ECLI:NL:RBAMS:2005:AT8990
Rechtbank Amsterdam
- Eerste en enige aanleg
- Rechtspraak.nl
Afwijzing benoeming deskundigen in civiele procedure
In deze civiele procedure, behandeld door de Rechtbank Amsterdam, is op 25 mei 2005 een vonnis uitgesproken in de zaak tussen eiser A en gedaagde Van Asselt Naarden B.V. De rechtbank heeft zich gebogen over de benoeming van deskundigen, waarbij A de naam van B als deskundige heeft voorgesteld. Van Asselt heeft zich echter verzet tegen deze benoeming, onder andere omdat B een bekende van A zou zijn en omdat B mogelijk niet de juiste expertise heeft voor het onderzoek naar de wegligging van een auto. Van Asselt heeft in plaats daarvan voorgesteld om het expertisebureau CED Bergweg B.V. als deskundige aan te stellen.
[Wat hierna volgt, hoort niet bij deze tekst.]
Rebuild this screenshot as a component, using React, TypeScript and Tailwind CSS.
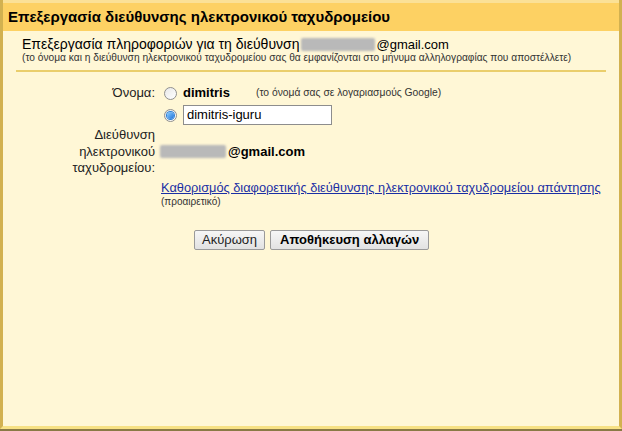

De rechtbank heeft in haar tussenvonnis van 22 september 2004 overwogen dat een deskundige zal worden benoemd en heeft partijen de gelegenheid gegeven om hun voorkeuren en vragen met betrekking tot de deskundige kenbaar te maken. De rechtbank heeft echter besloten om de door partijen voorgestelde deskundigen niet te benoemen, omdat er serieuze bezwaren zijn geuit tegen B en omdat alleen personen als deskundige kunnen worden benoemd.
De rechtbank heeft vervolgens de vragen geformuleerd die aan de deskundige zullen worden voorgelegd, waaronder de vraag of de auto voldoet aan de daaraan te stellen eisen wat betreft de wegligging. De deskundige zal ook moeten vaststellen of eventuele afwijkingen al bij de koop van de auto bestonden of later zijn ontstaan. De rechtbank heeft bepaald dat de deskundige het onderzoek zelfstandig zal verrichten en dat A een voorschot voor de kosten van de deskundige aan de griffier moet betalen. De zaak is vervolgens verwezen naar de parkeerrol voor conclusie na deskundigenbericht, waarbij verdere beslissingen zijn aangehouden.